Liebe Leserin, lieber Leser,

das ist schon ein starkes Stück, was sich die Arbeitgeber da gerade in der Tarifrunde der Länder im öffentlichen Dienst erlauben: In der zweiten Verhandlungsrunde, die am 2. und 3. November stattgefunden hat, haben sie sich nicht nur still und leise gedacht, ihre Beschäftigten sollen doch bitteschön zum Wohngeldamt gehen, wenn sie mit ihren Einkommen nicht mehr über die Runden kommen. Nein, sie haben das laut ausgesprochen! Wenn wir inzwischen so weit sind, dass nicht einmal mehr der Staat angemessene und ausreichende Löhne zahlen will, dann haben wir wirklich ein dickes Problem.

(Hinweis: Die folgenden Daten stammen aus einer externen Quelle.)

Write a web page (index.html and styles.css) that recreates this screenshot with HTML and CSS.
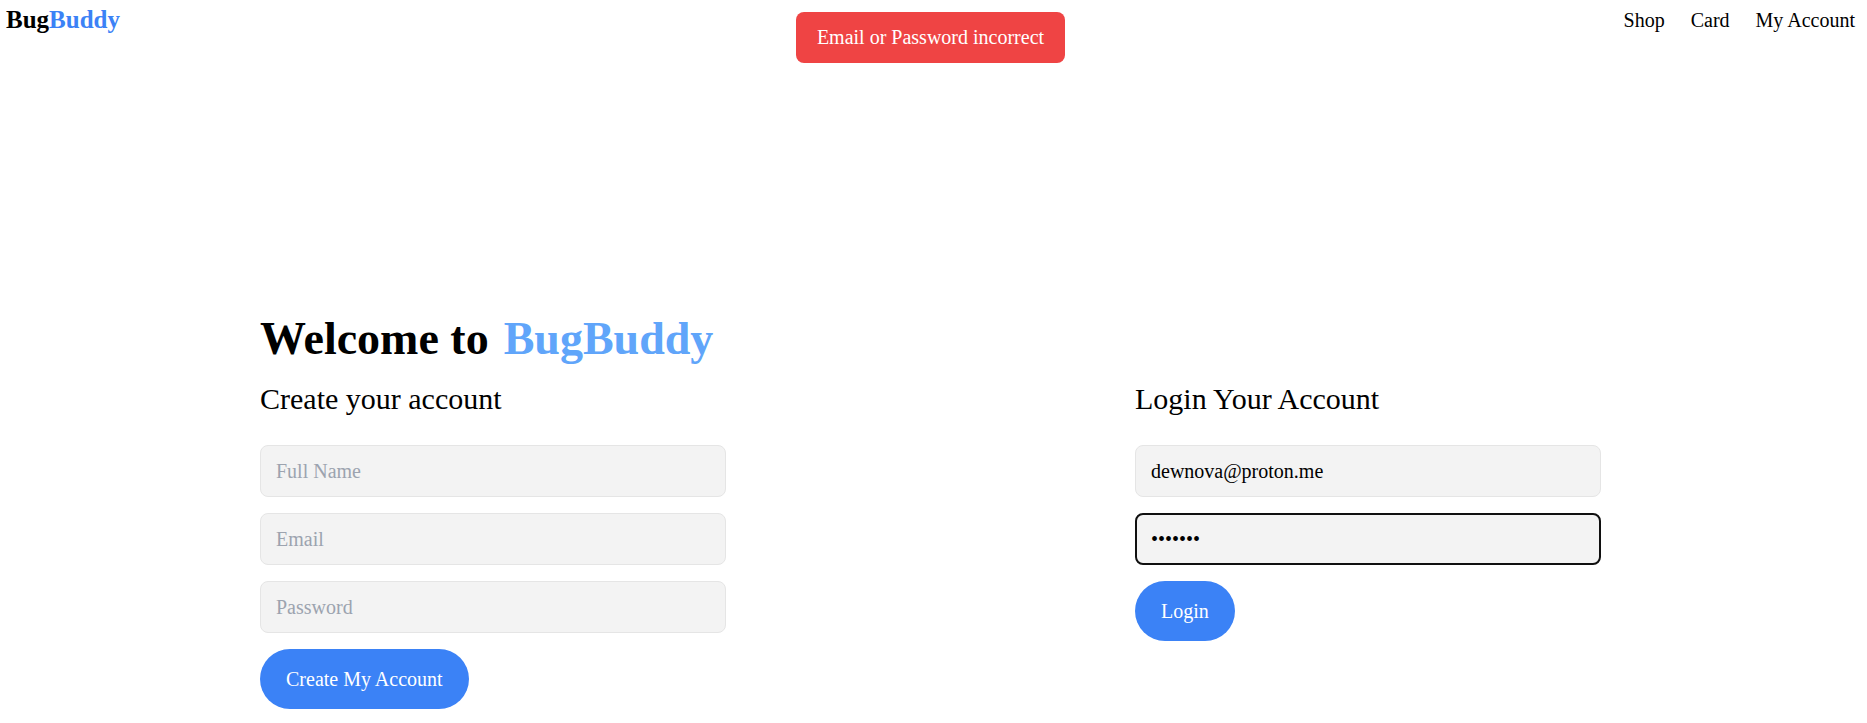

Man muss dieser Tage auch nur auf den neuen Verteilungsbericht des Wirtschafts- und Sozialwissenschaftlichen Instituts der Hans-Böckler-Stiftung blicken. Seit 2010 steigt die Einkommensarmut, 2022 hat sie bei knapp 17 Prozent gelegen. Wir reden hier von Menschen, die trotz eines Einkommens immer häufiger auf grundlegende Dinge wie nötige Kleidung verzichten oder gar beim Lebensmitteleinkauf Abstriche machen müssen. Mehr dazu auf Seite 11.

Was diese zunehmende soziale Ungleichheit bewirkt, zeigt sich schon länger in Wahlumfragen und zuletzt auch nach der jüngsten Wahl in Bayern: Zulauf haben in erster Linie die demokratiefeindlichen Parteien. Und da beißt sich die berühmte Katze in den Schwanz: Wenn selbst dem Staat die Situation seiner Beschäftigten herzlich egal ist, dann ist denen irgendwann auch ihr Staat egal.

Es gilt also, dicke Bretter zu bohren. Das tun übrigens auch die Gewerkschaften in Albanien, einem der ärmsten Länder Europas. Dort berappelt sich die Demokratie nach Jahrzehnten der Diktatur. Die Einkommen sind niedrig, meist zu niedrig, aber die Gewerkschaften arbeiten daran – unter anderem mit Hilfe von ver.di –, das zu ändern (Reportage Seite 6+7). Leicht haben sie es nicht, aber ohne Gewerkschaften ist eben auch kein Staat zu machen. Bleiben wir dran, hier und dort.